— start of Available data —

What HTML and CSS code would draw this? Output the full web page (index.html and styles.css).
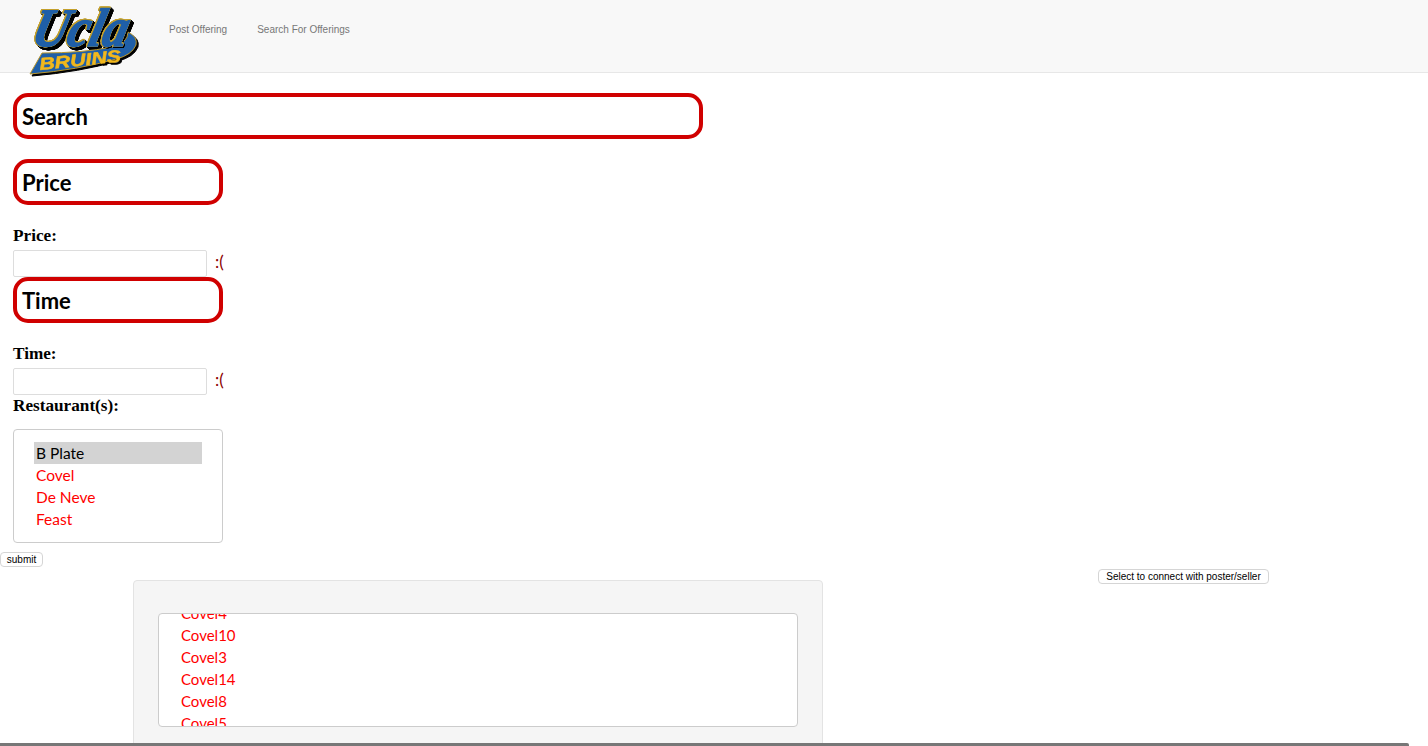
FILE: index.html
```html
<!DOCTYPE html>
<html lang="en">
<head>
<meta charset="utf-8">
<title>Search For Offerings</title>
<link rel="stylesheet" href="styles.css">
</head>
<body>
<nav class="navbar">
  <svg class="logo" viewBox="0 0 112 72" width="112" height="72" aria-label="UCLA Bruins logo">
    <g class="logo-group">
      <path class="swoosh" d="M2 69 L14 48 Q55 48 84 42 Q100 38 100 27 Q110 32 108 40 Q104 50 88 54 Q50 65 2 69 Z"/>
      <text class="logo-bruins" x="12" y="65" transform="rotate(-6 12 65)" textLength="82" lengthAdjust="spacingAndGlyphs">BRUINS</text>
      <g class="logo-script-group">
        <text class="logo-script" x="12" y="41" transform="skewX(-14)" textLength="95" lengthAdjust="spacingAndGlyphs">Ucla</text>
      </g>
    </g>
  </svg>
  <a class="nav-link" href="#">Post Offering</a>
  <a class="nav-link" href="#">Search For Offerings</a>
</nav>

<main class="content">
  <h2 class="title-box title-wide">Search</h2>
  <h3 class="title-box title-narrow">Price</h3>
  <label class="field-label label-price">Price:</label>
  <div class="field-row">
    <input class="text-input" type="text">
    <span class="sad">:(</span>
  </div>
  <h3 class="title-box title-narrow title-time">Time</h3>
  <label class="field-label label-price">Time:</label>
  <div class="field-row">
    <input class="text-input" type="text">
    <span class="sad">:(</span>
  </div>
  <label class="field-label label-rest">Restaurant(s):</label>
  <ul class="list-box restaurants">
    <li class="selected">B Plate</li>
    <li>Covel</li>
    <li>De Neve</li>
    <li>Feast</li>
  </ul>
</main>
<button class="btn btn-submit" type="button">submit</button>

<section class="results">
  <div class="panel">
    <div class="list-box offerings">
      <ul class="offerings-list">
        <li>Covel4</li>
        <li>Covel10</li>
        <li>Covel3</li>
        <li>Covel14</li>
        <li>Covel8</li>
        <li>Covel5</li>
      </ul>
    </div>
  </div>
  <button class="btn btn-connect" type="button">Select to connect with poster/seller</button>
</section>
<div class="h-scrollbar"></div>
</body>
</html>
```
FILE: styles.css
```css
* { box-sizing: border-box; }
html, body { height: 746px; overflow: hidden; }
body {
  margin: 0;
  background: #fff;
  color: #000;
  font-family: "Liberation Serif", "Times New Roman", serif;
}
.navbar {
  display: flex;
  align-items: flex-start;
  height: 73px;
  padding-left: 28px;
  background: #f8f8f8;
  border-bottom: 1px solid #e7e7e7;
}
.logo {
  flex: none;
  margin-top: 5px;
  margin-right: 29px;
  overflow: visible;
}
.logo-group { filter: drop-shadow(2px 2px 0 #000); }
.logo-script-group {
  filter: drop-shadow(0.8px 0 0 #c4a02c) drop-shadow(-0.8px 0 0 #c4a02c) drop-shadow(0 0.8px 0 #c4a02c) drop-shadow(0 -0.8px 0 #c4a02c) drop-shadow(1.5px 1.5px 0 #000);
}
.swoosh { fill: #1f5fa8; stroke: #b8962e; stroke-width: 1; }
.logo-script {
  font-family: "Liberation Serif", serif;
  font-style: italic;
  font-weight: 700;
  font-size: 54px;
  fill: #1f5fa8;
  stroke: #1f5fa8;
  stroke-width: 1.5;
}
.logo-bruins {
  font-family: "Liberation Sans", sans-serif;
  font-style: italic;
  font-weight: 700;
  font-size: 17px;
  fill: #f2b81c;
  stroke: #f2b81c;
  stroke-width: 0.5;
}
.nav-link {
  margin-top: 23px;
  margin-right: 30px;
  font: 10px/14px "Liberation Sans", Arial, sans-serif;
  color: #777;
  text-decoration: none;
}
.content {
  padding: 20px 0 0 13px;
}
.title-box {
  display: flex;
  align-items: center;
  height: 46px;
  margin: 0;
  padding-left: 5px;
  border: 4px solid #d00000;
  border-radius: 15px;
  font-family: "Lato", "Noto Sans", sans-serif;
  font-weight: 700;
  font-size: 22px;
  color: #000;
}
.title-wide { width: 690px; margin-bottom: 20px; }
.title-narrow { width: 210px; }
.field-label {
  display: block;
  font-weight: 700;
  font-size: 17.2px;
  line-height: 20px;
}
.label-price { margin-top: 21px; margin-bottom: 4px; }
.label-rest { margin-top: 1px; }
.field-row {
  display: flex;
  align-items: center;
  height: 27px;
}
.text-input {
  width: 194px;
  height: 27px;
  padding: 0 6px;
  background: #fff;
  border: 1px solid #ddd;
  border-radius: 2px;
}
.sad {
  margin-left: 8px;
  padding-bottom: 4px;
  font-family: "Lato", "Noto Sans", sans-serif;
  font-size: 17px;
  font-weight: 400;
  color: #8b0000;
}
.list-box {
  background: #fff;
  border: 1px solid #ccc;
  border-radius: 4px;
  font-family: "Lato", "Noto Sans", sans-serif;
  font-size: 15.5px;
  color: #f00;
}
.list-box ul, ul.list-box { list-style: none; margin: 0; }
.restaurants {
  width: 210px;
  height: 114px;
  padding: 12px 20px 0;
}
ul.restaurants { margin-top: 13px; }
.restaurants li, .offerings-list li {
  height: 22px;
  line-height: 22px;
  padding-left: 2px;
  white-space: nowrap;
}
.restaurants .selected {
  background: #d3d3d3;
  color: #000;
}
.btn {
  display: block;
  height: 15px;
  padding: 0;
  background: #fff;
  border: 1px solid #d5d5d5;
  border-radius: 4px;
  font: 10px/13px "Liberation Sans", Arial, sans-serif;
  white-space: nowrap;
  color: #000;
}
.btn-submit { width: 43px; margin-top: 9px; }
.results {
  display: flex;
  align-items: flex-start;
  padding-left: 133px;
  margin-top: 13px;
}
.panel {
  flex: none;
  width: 690px;
  height: 200px;
  padding: 32px 24px 0;
  background: #f5f5f5;
  border: 1px solid #e3e3e3;
  border-radius: 4px;
}
.offerings {
  height: 114px;
  overflow: hidden;
  font-size: 15px;
}
.list-box .offerings-list {
  margin: -12px 0 0;
  padding: 0 0 0 20px;
}
.btn-connect {
  width: 171px;
  margin-left: 275px;
  margin-top: -11px;
}
.h-scrollbar {
  position: fixed;
  left: 0;
  bottom: 0;
  width: 1409px;
  height: 3px;
  background: #777;
  border-radius: 0 2px 0 0;
}
```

— end of Available data —

§ **What is being asked**
Of the lines in the listing above, how many hold the string "styles"? Reply with the number only.

§ **Exercise result**
3